In the News

  1. October 30, 2025
    • Mehwish Sajid

    “Light is the most important cue to your internal biological clock, and with standard time, you get light exposure in the morning, and that cues your body up for wakefulness, and then you get less light in the evening, which signals to your body to prepare for rest by producing melatonin. Standard Time, also for the sleep deprived individual, is better because it allows for an opportunity for one extra hour of sleep,” said Mehwish Sajid, clinical instructor in neurology and family medicine.

    WDIV/Detroit
  2. October 30, 2025
    • Jeremy Kress

    “There is simply no legal requirement to turn the stress test into an open-book exam where banks get to help pick the questions. This is a policy choice, and a bad one at that,” said Jeremy Kress, associate professor of business law, on the Federal Reserve’s plan to overhaul its stress test — designed to gauge how lenders would hold up during a hypothetical recession — and give Wall Street lenders an early look at the criteria for upcoming tests.

    Bloomberg
  3. October 29, 2025
    • Kate Bauer
    • Jennifer Garner

    The Supplemental Nutrition Assistance Program is “the most effective strategy we have to reduce poverty for children and families,” and a pause in benefits will have far-reaching effects, said Kate Bauer, associate professor of nutritional sciences. “SNAP is really an economic infusion for communities, because where do those SNAP dollars get spent? They get spent, mostly, at local retailers, local food stores, local grocers,” said Jennifer Garner, assistant professor of nutritional sciences.

    Detroit Free Press
  4. October 29, 2025
    • H Luke Shaefer

    “Maybe they’re going to shift some of the money they spend on rent to food. So for some families, it’s going to show up as them falling behind on their rent. If it goes for a long time, I think we might see an increase in evictions. It’s going to ripple through whole communities,” said Luke Shaefer, faculty director of Poverty Solutions and professor of public policy and social work, about a prolonged shutdown of the Supplemental Nutrition Assistance Program.

    CBS News Detroit
  5. October 29, 2025
    • Kayte Spector-Bagdady

    “It takes away an important right from women of reproductive age that other adults with capacity in the state of Michigan have,” said Kayte Spector-Bagdady, associate professor of obstetrics and gynecology, about a Michigan law that nullifies advance directives for pregnant patients or otherwise restricts their ability to refuse life-sustaining treatment.

    The Washington Post
  6. October 28, 2025
    • Steven Soliman

    Steven Soliman, clinical associate professor of radiology, and colleagues are exploring “point-of-care” ultrasound as a noninvasive tool to detect diabetes risk: “We envision this in the future to be something that could be done at a local grocery store, pharmacy, school physicals, urgent care, ER visits or primary care visits during vital signs.” 

    WDIV/Detroit
  7. October 28, 2025
    • Photo of Elizabeth Campbell

    A proposed Michigan law would strengthen penalties for human trafficking and allow the state to take away children from parents convicted of that crime. But Elizabeth Campbell, co-director of the Law School’s Human Trafficking and Immigration Clinic, says the system routinely mislabels victims as traffickers. “I believe this provision will be harmful to survivors, as they are all too frequently arrested and prosecuted. So in addition to being criminalized, they now risk losing their children,” she said.

    MLive
  8. October 28, 2025
    • Christian Fong

    A lawsuit seeking to force the swearing in of U.S. Rep.-elect Adelita Grijalva of Arizona will have “very little” impact on whether House Speaker Mike Johnson’s swearing-in timeline will shorten, said Christian Fong, assistant professor of political science: “This is the usual litigiousness that characterizes the relationship between Republicans and Democrats when it comes to elections.” 

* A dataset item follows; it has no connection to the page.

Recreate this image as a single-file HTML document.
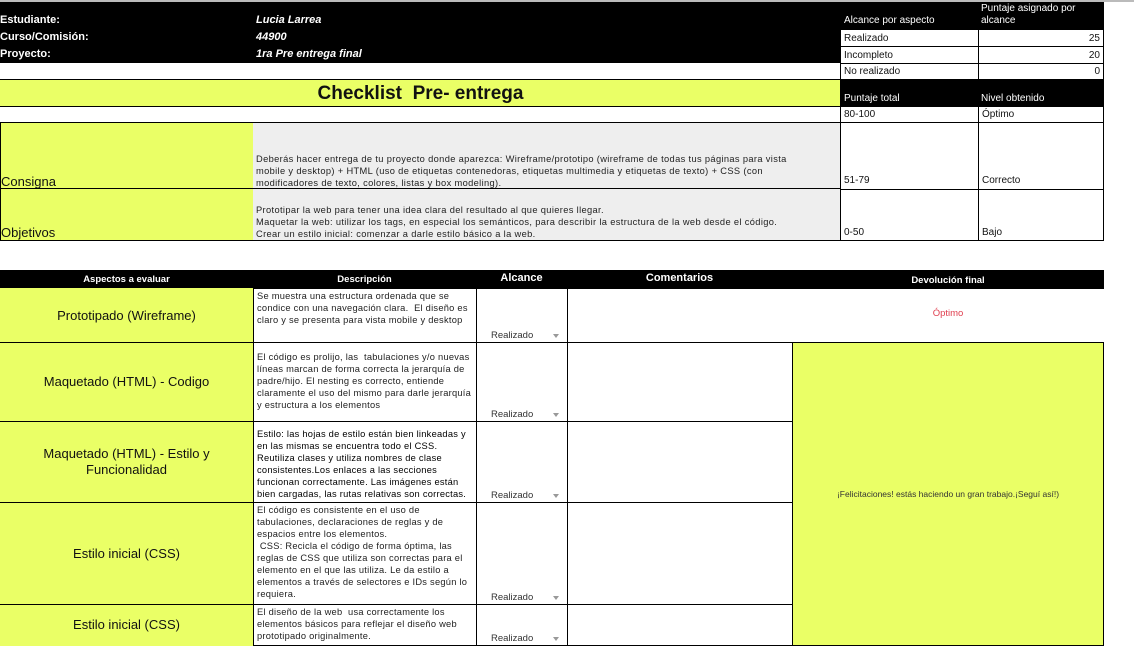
<!DOCTYPE html>
<html><head><meta charset="utf-8"><style>
body{margin:0;width:1134px;height:652px;background:#fff;position:relative;overflow:hidden;font-family:"Liberation Sans",sans-serif;color:#111}
div.a{position:absolute;box-sizing:border-box}
.blk{background:#000;color:#fff}
.y{background:#eaff66}
.b{border:1px solid #000}
.t{font-size:10px;line-height:12px}
.s{font-size:9.5px;line-height:12px;color:#222;padding:0 3px;letter-spacing:0.25px}
.dd{position:absolute;right:8px;bottom:5px;width:0;height:0;border-left:3px solid transparent;border-right:3px solid transparent;border-top:4px solid #999}
.rl{position:absolute;left:15px;bottom:2px;font-size:9.5px;color:#333}
.asp{display:flex;align-items:center;justify-content:center;text-align:center;font-size:13px;line-height:16px}
.hl{position:absolute;height:2px;background:#000}
</style></head><body>
<div class="a" style="left:0;top:0;width:1134px;height:2px;background:#bbb"></div>
<div class="a blk" style="left:0;top:2px;width:1104px;height:61px"></div>
<div class="a" style="left:0;top:12px;color:#fff;font-weight:bold;font-size:11px;line-height:17px">Estudiante:<br>Curso/Comisión:<br>Proyecto:</div>
<div class="a" style="left:256px;top:12px;color:#fff;font-weight:bold;font-style:italic;font-size:11px;line-height:17px">Lucia Larrea<br>44900<br>1ra Pre entrega final</div>
<div class="a" style="left:844px;top:15px;color:#fff;font-size:10px">Alcance por aspecto</div>
<div class="a" style="left:981px;top:3px;color:#fff;font-size:10px;line-height:12px">Puntaje asignado por<br>alcance</div>
<div class="a b t" style="left:840px;top:29px;width:139px;height:18px;padding:3px 3px;background:#fff">Realizado</div>
<div class="a b t" style="left:978px;top:29px;width:126px;height:18px;padding:3px 3px;text-align:right;background:#fff">25</div>
<div class="a b t" style="left:840px;top:46px;width:139px;height:18px;padding:3px 3px;background:#fff">Incompleto</div>
<div class="a b t" style="left:978px;top:46px;width:126px;height:18px;padding:3px 3px;text-align:right;background:#fff">20</div>
<div class="a b t" style="left:840px;top:63px;width:139px;height:17px;padding:2px 3px;background:#fff">No realizado</div>
<div class="a b t" style="left:978px;top:63px;width:126px;height:17px;padding:2px 3px;text-align:right;background:#fff">0</div>
<div class="a" style="left:0;top:63px;width:840px;height:17px;border-bottom:1px solid #000"></div>
<div class="a y" style="left:0;top:79px;width:841px;height:28px;border-top:1px solid #000;border-bottom:1px solid #000;text-align:center;font-size:19px;font-weight:bold;line-height:27px">Checklist&nbsp; Pre- entrega</div>
<div class="a blk t" style="left:840px;top:79px;width:264px;height:28px"><span style="position:absolute;left:4px;bottom:2px">Puntaje total</span><span style="position:absolute;left:141px;bottom:2px">Nivel obtenido</span></div>
<div class="a b t" style="left:840px;top:106px;width:139px;height:17px;padding:2px 3px">80-100</div>
<div class="a b t" style="left:978px;top:106px;width:126px;height:17px;padding:2px 3px">Óptimo</div>
<div class="a y" style="left:0;top:122px;width:254px;height:68px;border-top:1px solid #000;border-right:1px solid #000;border-left:1px solid #000"><span style="position:absolute;left:0;bottom:1px;font-size:13px">Consigna</span></div>
<div class="a" style="left:253px;top:122px;width:588px;height:68px;background:#eee;border-top:1px solid #000"><div class="s" style="position:absolute;bottom:1px;left:0;white-space:nowrap;font-size:9.3px;letter-spacing:0.35px">Deberás hacer entrega de tu proyecto donde aparezca: Wireframe/prototipo (wireframe de todas tus páginas para vista<br>mobile y desktop) + HTML (uso de etiquetas contenedoras, etiquetas multimedia y etiquetas de texto) + CSS (con<br>modificadores de texto, colores, listas y box modeling).</div></div>
<div class="a b t" style="left:840px;top:122px;width:139px;height:68px"><span style="position:absolute;left:3px;bottom:2px">51-79</span></div>
<div class="a b t" style="left:978px;top:122px;width:126px;height:68px"><span style="position:absolute;left:3px;bottom:2px">Correcto</span></div>
<div class="a y" style="left:0;top:189px;width:254px;height:52px;border-right:1px solid #000;border-left:1px solid #000"><span style="position:absolute;left:0;bottom:1px;font-size:13px">Objetivos</span></div>
<div class="a" style="left:253px;top:189px;width:588px;height:52px;background:#eee"><div class="s" style="position:absolute;bottom:1px;left:0;font-size:9.3px;letter-spacing:0.35px">Prototipar la web para tener una idea clara del resultado al que quieres llegar.<br>Maquetar la web: utilizar los tags, en especial los semánticos, para describir la estructura de la web desde el código.<br>Crear un estilo inicial: comenzar a darle estilo básico a la web.</div></div>
<div class="a b t" style="left:840px;top:189px;width:139px;height:52px"><span style="position:absolute;left:3px;bottom:1px">0-50</span></div>
<div class="a b t" style="left:978px;top:189px;width:126px;height:52px"><span style="position:absolute;left:3px;bottom:1px">Bajo</span></div>
<div class="hl" style="left:0;top:188px;width:841px;height:1px"></div>
<div class="hl" style="left:0;top:240px;width:841px;height:1px"></div>

<div class="a blk" style="left:0;top:270px;width:1104px;height:19px"></div>
<div class="a" style="left:0;top:274px;width:253px;text-align:center;color:#fff;font-weight:bold;font-size:9.5px">Aspectos a evaluar</div>
<div class="a" style="left:253px;top:274px;width:223px;text-align:center;color:#fff;font-weight:bold;font-size:9.5px">Descripción</div>
<div class="a" style="left:476px;top:272px;width:91px;text-align:center;color:#fff;font-weight:bold;font-size:11px">Alcance</div>
<div class="a" style="left:567px;top:272px;width:225px;text-align:center;color:#fff;font-weight:bold;font-size:11px">Comentarios</div>
<div class="a" style="left:792px;top:275px;width:312px;text-align:center;color:#fff;font-weight:bold;font-size:9.5px">Devolución final</div>

<div class="a y asp" style="left:0;top:288px;width:254px;height:55px;border-right:1px solid #000">Prototipado (Wireframe)</div>
<div class="a s" style="left:253px;top:288px;width:224px;height:55px;border-left:1px solid #000;border-right:1px solid #000;font-size:9.3px;padding-top:2px">Se muestra una estructura ordenada que se condice con una navegación clara.&nbsp; El diseño es claro y se presenta para vista mobile y desktop</div>
<div class="a" style="left:476px;top:288px;width:92px;height:55px;border-right:1px solid #000"><span class="rl">Realizado</span><span class="dd"></span></div>
<div class="a" style="left:567px;top:288px;width:537px;height:55px;text-align:center;padding-left:225px;padding-top:20px;color:#e04050;font-size:9.5px">Óptimo</div>

<div class="a y asp" style="left:0;top:342px;width:254px;height:80px;border-right:1px solid #000">Maquetado (HTML) - Codigo</div>
<div class="a s" style="left:253px;top:342px;width:224px;height:80px;border-left:1px solid #000;border-right:1px solid #000;font-size:9.3px;padding-top:9px">El código es prolijo, las&nbsp; tabulaciones y/o nuevas líneas marcan de forma correcta la jerarquía de padre/hijo. El nesting es correcto, entiende claramente el uso del mismo para darle jerarquía y estructura a los elementos</div>
<div class="a" style="left:476px;top:342px;width:92px;height:80px;border-right:1px solid #000"><span class="rl">Realizado</span><span class="dd"></span></div>

<div class="a y asp" style="left:0;top:421px;width:254px;height:82px;border-right:1px solid #000">Maquetado (HTML) - Estilo y<br>Funcionalidad</div>
<div class="a s" style="left:253px;top:421px;width:224px;height:82px;border-left:1px solid #000;border-right:1px solid #000;font-size:9.3px;color:#000;padding-top:7px">Estilo: las hojas de estilo están bien linkeadas y en las mismas se encuentra todo el CSS. Reutiliza clases y utiliza nombres de clase consistentes.Los enlaces a las secciones funcionan correctamente. Las imágenes están bien cargadas, las rutas relativas son correctas.</div>
<div class="a" style="left:476px;top:421px;width:92px;height:82px;border-right:1px solid #000"><span class="rl">Realizado</span><span class="dd"></span></div>

<div class="a y asp" style="left:0;top:502px;width:254px;height:103px;border-right:1px solid #000">Estilo inicial (CSS)</div>
<div class="a s" style="left:253px;top:502px;width:224px;height:103px;border-left:1px solid #000;border-right:1px solid #000;font-size:9.3px;padding-top:2px">El código es consistente en el uso de tabulaciones, declaraciones de reglas y de espacios entre los elementos.<br>&nbsp;CSS: Recicla el código de forma óptima, las reglas de CSS que utiliza son correctas para el elemento en el que las utiliza. Le da estilo a elementos a través de selectores e IDs según lo requiera.</div>
<div class="a" style="left:476px;top:502px;width:92px;height:103px;border-right:1px solid #000"><span class="rl">Realizado</span><span class="dd"></span></div>

<div class="a y asp" style="left:0;top:604px;width:254px;height:42px;border-right:1px solid #000">Estilo inicial (CSS)</div>
<div class="a s" style="left:253px;top:604px;width:224px;height:42px;border-left:1px solid #000;border-right:1px solid #000;font-size:9.3px;padding-top:2px">El diseño de la web&nbsp; usa correctamente los elementos básicos para reflejar el diseño web prototipado originalmente.</div>
<div class="a" style="left:476px;top:604px;width:92px;height:42px;border-right:1px solid #000"><span class="rl">Realizado</span><span class="dd"></span></div>

<div class="a y" style="left:792px;top:342px;width:312px;height:304px;border:1px solid #000;display:flex;align-items:center;justify-content:center;font-size:8.5px;color:#333">¡Felicitaciones! estás haciendo un gran trabajo.¡Seguí así!)</div>

<div class="hl" style="left:0;top:342px;width:1104px;height:1px"></div>
<div class="hl" style="left:0;top:421px;width:792px;height:1px"></div>
<div class="hl" style="left:0;top:502px;width:792px;height:1px"></div>
<div class="hl" style="left:0;top:604px;width:792px;height:1px"></div>
<div class="hl" style="left:253px;top:645px;width:851px;height:1px"></div>
</body></html>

    U.S. News & World Report
  9. October 27, 2025
    • Robert Fontana

    Research by Alisa Likhitsup, assistant professor of gastroenterology, found that 15.6 million Americans take compounds known to be potentially toxic to the liver,  such as turmeric, ashwagandha and green tea extract: “It’s more common now to see some severe cases of liver injury end up in the hospital, or … addressed with a liver transplant.” Robert Fontana, professor of gastroenterology, said “there’s something like 100,000 herbal and dietary supplements out there. Most of them don’t cause harm that we know of … but none of these things are tested or validated or regulated.”

    The Guardian (U.K.)
  10. October 27, 2025

    “At every stage of the process — downloading the data, storing the data, filtering, then with outputs, at every stage there is possible infringement. The question is if they’re doing it for the machine to learn or to generate outputs,” said Matt Blaszczyk, research fellow at the Law School, on tech companies’ use of copyrighted material from Hollywood studios and other creative work to train models to build AI products.